INAP industry members pay a $10,000 yearly membership fee to participate in meetings with “science representatives” from the AHA and other industry members. Here is the AHA description of the benefits of membership:
The primary benefit of INAP is bringing together industry and science representatives to exchange dialogues on areas of mutual interest pertaining to nutrition.
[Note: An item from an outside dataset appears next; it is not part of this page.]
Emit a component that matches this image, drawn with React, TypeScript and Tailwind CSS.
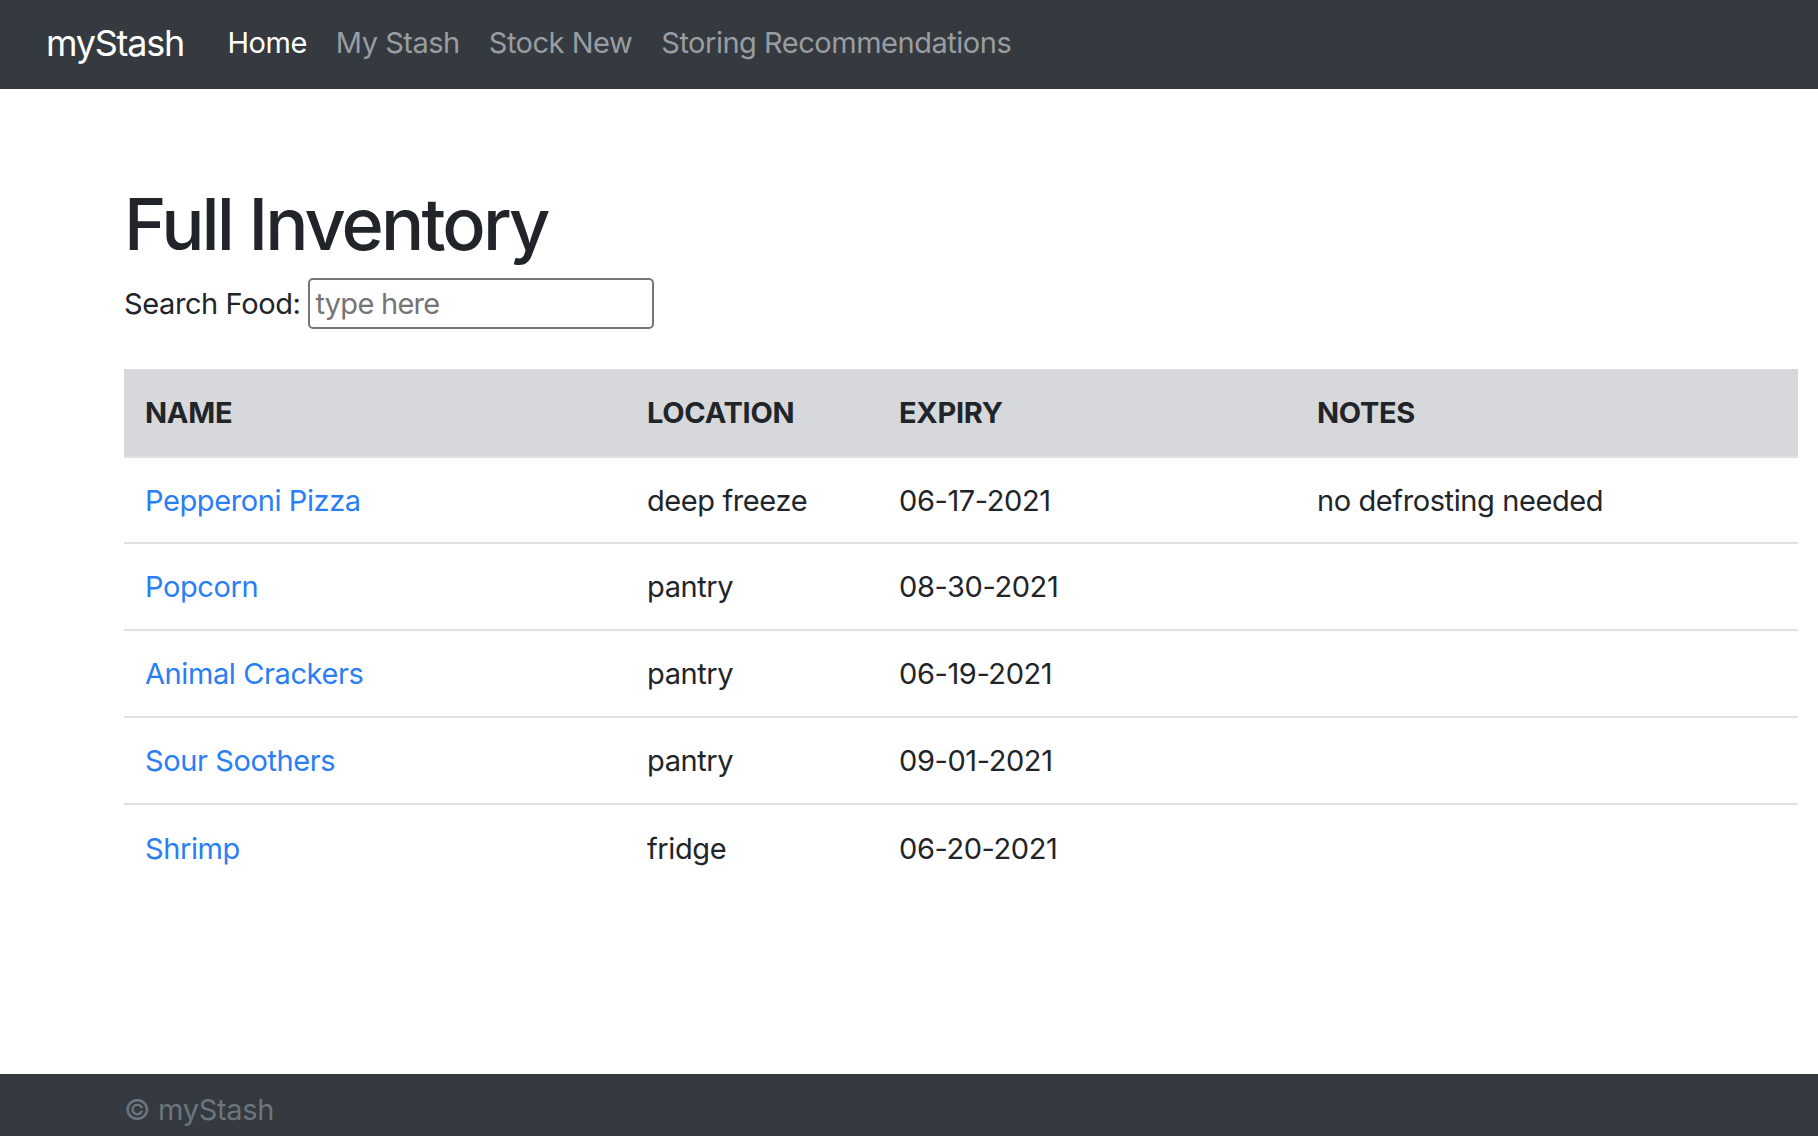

Benefits of this dialogue include:
- Networking and relationship building with industry leaders
- Education on relevant topics from the nutrition, physical activity, metabolism and obesity areas
- Members get the latest updates on all AHA initiatives and are given the opportunity to provide input to the AHA regarding statements and positions on these topics
- Direct access to AHA staff involved in nutrition-related issues
- An organized relationship with the Nutrition Committee that allows for open communication on topics of interest
Members also receive one complimentary registration to attend the AHA’s spring science conference and council dinner coordinated by the Nutrition, Physical Activity and Metabolism Council (NPAM) and the Council on Epidemiology (EPI).
In addition to Subway, some of the other members of INAP are Uniliver, Coca-Cola, Dr. Pepper, Frito-Lay, Hershey, Kellog, Kraft, McDonald’s, Sara Lee, The Sugar Assocaition, Welch’s, and Yumi Brands (Taco Bell, KFC, Pizza Hut).